• _Exercise materials_
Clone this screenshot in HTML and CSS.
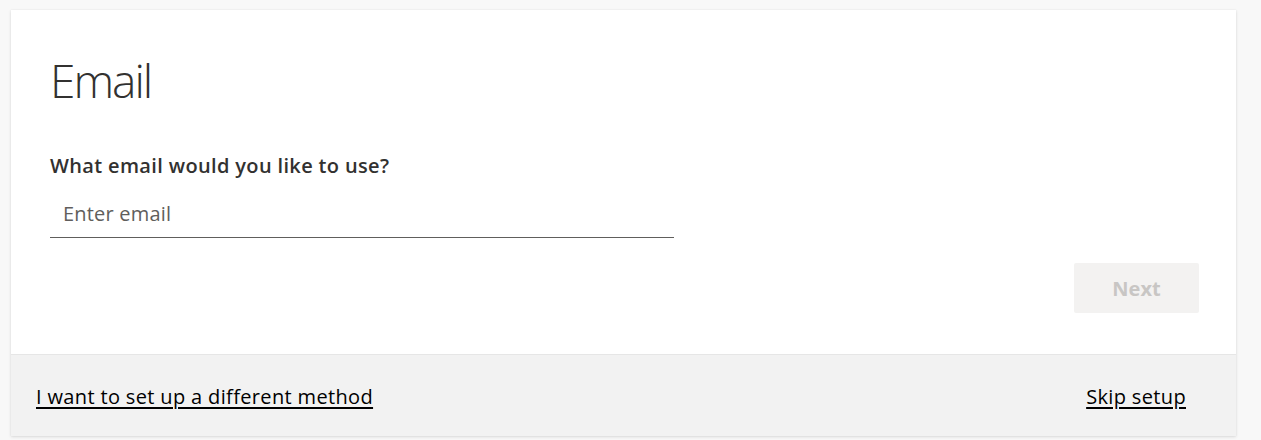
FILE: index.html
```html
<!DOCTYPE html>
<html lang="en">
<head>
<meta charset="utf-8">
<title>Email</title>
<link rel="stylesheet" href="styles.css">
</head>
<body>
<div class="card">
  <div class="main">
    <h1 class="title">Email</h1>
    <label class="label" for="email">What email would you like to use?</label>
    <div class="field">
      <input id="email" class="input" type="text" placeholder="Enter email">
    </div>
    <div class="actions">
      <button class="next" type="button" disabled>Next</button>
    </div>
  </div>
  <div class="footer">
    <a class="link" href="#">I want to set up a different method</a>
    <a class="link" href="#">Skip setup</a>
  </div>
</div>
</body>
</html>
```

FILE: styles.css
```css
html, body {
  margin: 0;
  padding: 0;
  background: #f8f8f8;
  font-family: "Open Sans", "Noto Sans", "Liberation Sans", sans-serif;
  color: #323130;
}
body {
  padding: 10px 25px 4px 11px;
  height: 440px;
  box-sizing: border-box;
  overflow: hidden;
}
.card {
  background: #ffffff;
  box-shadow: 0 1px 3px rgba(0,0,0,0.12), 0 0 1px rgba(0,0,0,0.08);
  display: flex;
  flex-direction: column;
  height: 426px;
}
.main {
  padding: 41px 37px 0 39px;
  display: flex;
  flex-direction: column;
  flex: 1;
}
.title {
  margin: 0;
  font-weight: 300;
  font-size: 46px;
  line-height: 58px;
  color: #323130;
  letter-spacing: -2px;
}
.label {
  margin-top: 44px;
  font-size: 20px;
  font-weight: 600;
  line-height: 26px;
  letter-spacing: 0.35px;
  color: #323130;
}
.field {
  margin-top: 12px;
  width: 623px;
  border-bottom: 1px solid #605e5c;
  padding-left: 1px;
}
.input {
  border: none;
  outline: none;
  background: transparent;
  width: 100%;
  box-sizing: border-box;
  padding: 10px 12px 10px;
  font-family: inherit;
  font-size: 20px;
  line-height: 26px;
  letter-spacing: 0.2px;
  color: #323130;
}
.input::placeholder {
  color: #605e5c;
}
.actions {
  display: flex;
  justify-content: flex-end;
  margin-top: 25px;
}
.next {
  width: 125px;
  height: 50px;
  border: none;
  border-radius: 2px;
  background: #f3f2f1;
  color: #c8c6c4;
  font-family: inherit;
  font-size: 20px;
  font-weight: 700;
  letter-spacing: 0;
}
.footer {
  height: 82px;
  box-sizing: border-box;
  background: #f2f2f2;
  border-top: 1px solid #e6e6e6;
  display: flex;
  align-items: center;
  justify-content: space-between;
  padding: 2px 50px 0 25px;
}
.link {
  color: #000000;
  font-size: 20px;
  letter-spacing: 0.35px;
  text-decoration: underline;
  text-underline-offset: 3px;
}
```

...

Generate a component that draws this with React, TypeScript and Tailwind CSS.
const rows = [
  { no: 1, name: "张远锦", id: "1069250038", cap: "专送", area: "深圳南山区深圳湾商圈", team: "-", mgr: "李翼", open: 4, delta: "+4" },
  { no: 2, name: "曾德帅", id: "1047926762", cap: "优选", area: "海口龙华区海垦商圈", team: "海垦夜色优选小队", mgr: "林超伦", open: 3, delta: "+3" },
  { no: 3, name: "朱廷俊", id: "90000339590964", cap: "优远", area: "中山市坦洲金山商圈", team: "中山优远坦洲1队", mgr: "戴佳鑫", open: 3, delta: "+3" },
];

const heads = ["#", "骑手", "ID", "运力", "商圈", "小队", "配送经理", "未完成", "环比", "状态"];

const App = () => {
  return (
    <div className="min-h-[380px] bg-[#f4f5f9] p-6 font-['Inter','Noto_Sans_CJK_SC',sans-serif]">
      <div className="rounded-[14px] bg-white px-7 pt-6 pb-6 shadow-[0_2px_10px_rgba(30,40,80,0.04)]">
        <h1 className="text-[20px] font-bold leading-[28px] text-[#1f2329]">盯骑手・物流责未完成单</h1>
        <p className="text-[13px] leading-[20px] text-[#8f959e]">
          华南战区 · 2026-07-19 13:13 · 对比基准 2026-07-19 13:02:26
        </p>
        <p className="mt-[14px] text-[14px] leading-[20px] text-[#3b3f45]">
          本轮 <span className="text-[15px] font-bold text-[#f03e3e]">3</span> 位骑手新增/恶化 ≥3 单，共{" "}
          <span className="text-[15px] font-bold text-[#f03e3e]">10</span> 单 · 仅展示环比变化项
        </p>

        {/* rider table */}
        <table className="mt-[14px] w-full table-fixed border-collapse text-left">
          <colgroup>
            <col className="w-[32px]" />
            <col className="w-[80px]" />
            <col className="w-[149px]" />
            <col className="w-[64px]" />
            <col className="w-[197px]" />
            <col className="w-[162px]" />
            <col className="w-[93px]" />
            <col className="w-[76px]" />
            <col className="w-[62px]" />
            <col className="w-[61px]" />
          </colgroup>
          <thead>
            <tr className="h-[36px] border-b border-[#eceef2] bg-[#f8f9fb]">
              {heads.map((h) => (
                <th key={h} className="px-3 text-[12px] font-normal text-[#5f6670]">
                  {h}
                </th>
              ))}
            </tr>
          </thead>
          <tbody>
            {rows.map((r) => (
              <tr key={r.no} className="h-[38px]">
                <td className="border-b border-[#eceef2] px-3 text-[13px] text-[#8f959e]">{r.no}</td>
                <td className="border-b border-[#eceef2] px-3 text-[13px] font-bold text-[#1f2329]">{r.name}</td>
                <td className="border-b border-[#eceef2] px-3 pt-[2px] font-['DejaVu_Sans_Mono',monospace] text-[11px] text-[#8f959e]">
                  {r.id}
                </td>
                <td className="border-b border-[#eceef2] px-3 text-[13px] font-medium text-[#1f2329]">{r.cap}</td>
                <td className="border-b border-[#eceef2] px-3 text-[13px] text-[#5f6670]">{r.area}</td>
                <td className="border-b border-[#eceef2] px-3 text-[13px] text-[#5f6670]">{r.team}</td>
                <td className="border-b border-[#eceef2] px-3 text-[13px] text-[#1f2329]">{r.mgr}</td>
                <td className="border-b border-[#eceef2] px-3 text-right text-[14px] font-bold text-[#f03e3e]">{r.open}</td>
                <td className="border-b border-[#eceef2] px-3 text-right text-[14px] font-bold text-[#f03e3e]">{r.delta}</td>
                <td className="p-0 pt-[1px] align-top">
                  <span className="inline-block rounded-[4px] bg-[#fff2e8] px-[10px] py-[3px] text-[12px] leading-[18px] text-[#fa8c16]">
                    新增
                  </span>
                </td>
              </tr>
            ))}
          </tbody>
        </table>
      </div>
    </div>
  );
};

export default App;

--

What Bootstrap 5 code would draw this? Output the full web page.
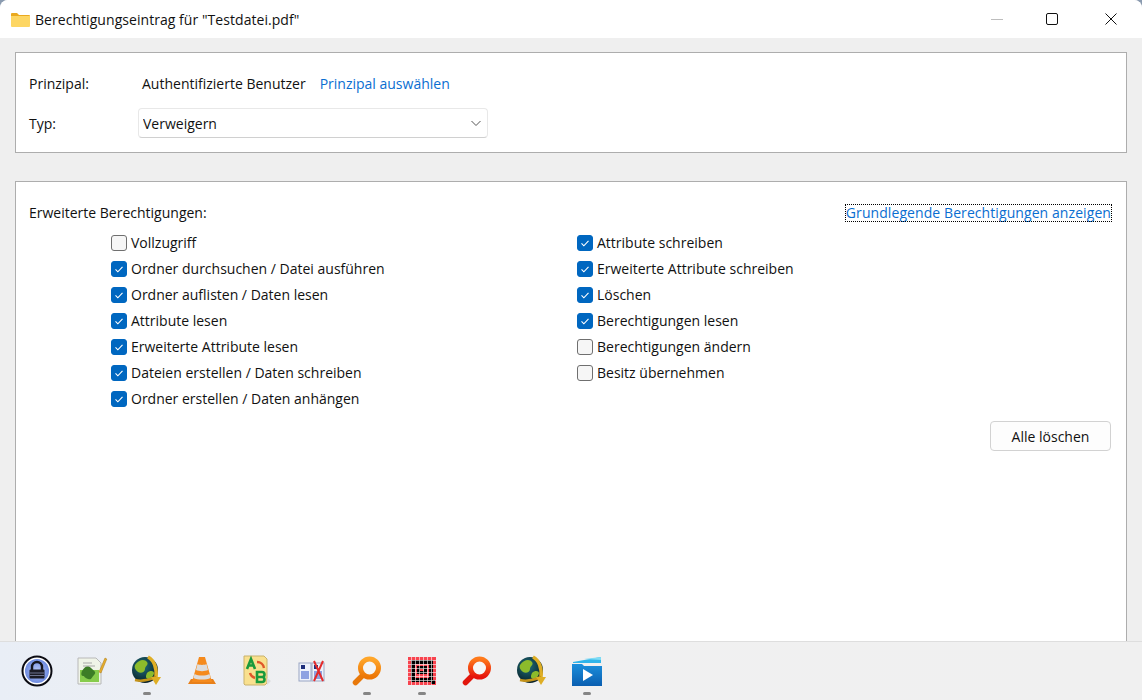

• _Set exercise_
In the material above, how many lines hold the word "full"? Say only the number.

• _Written reply_
2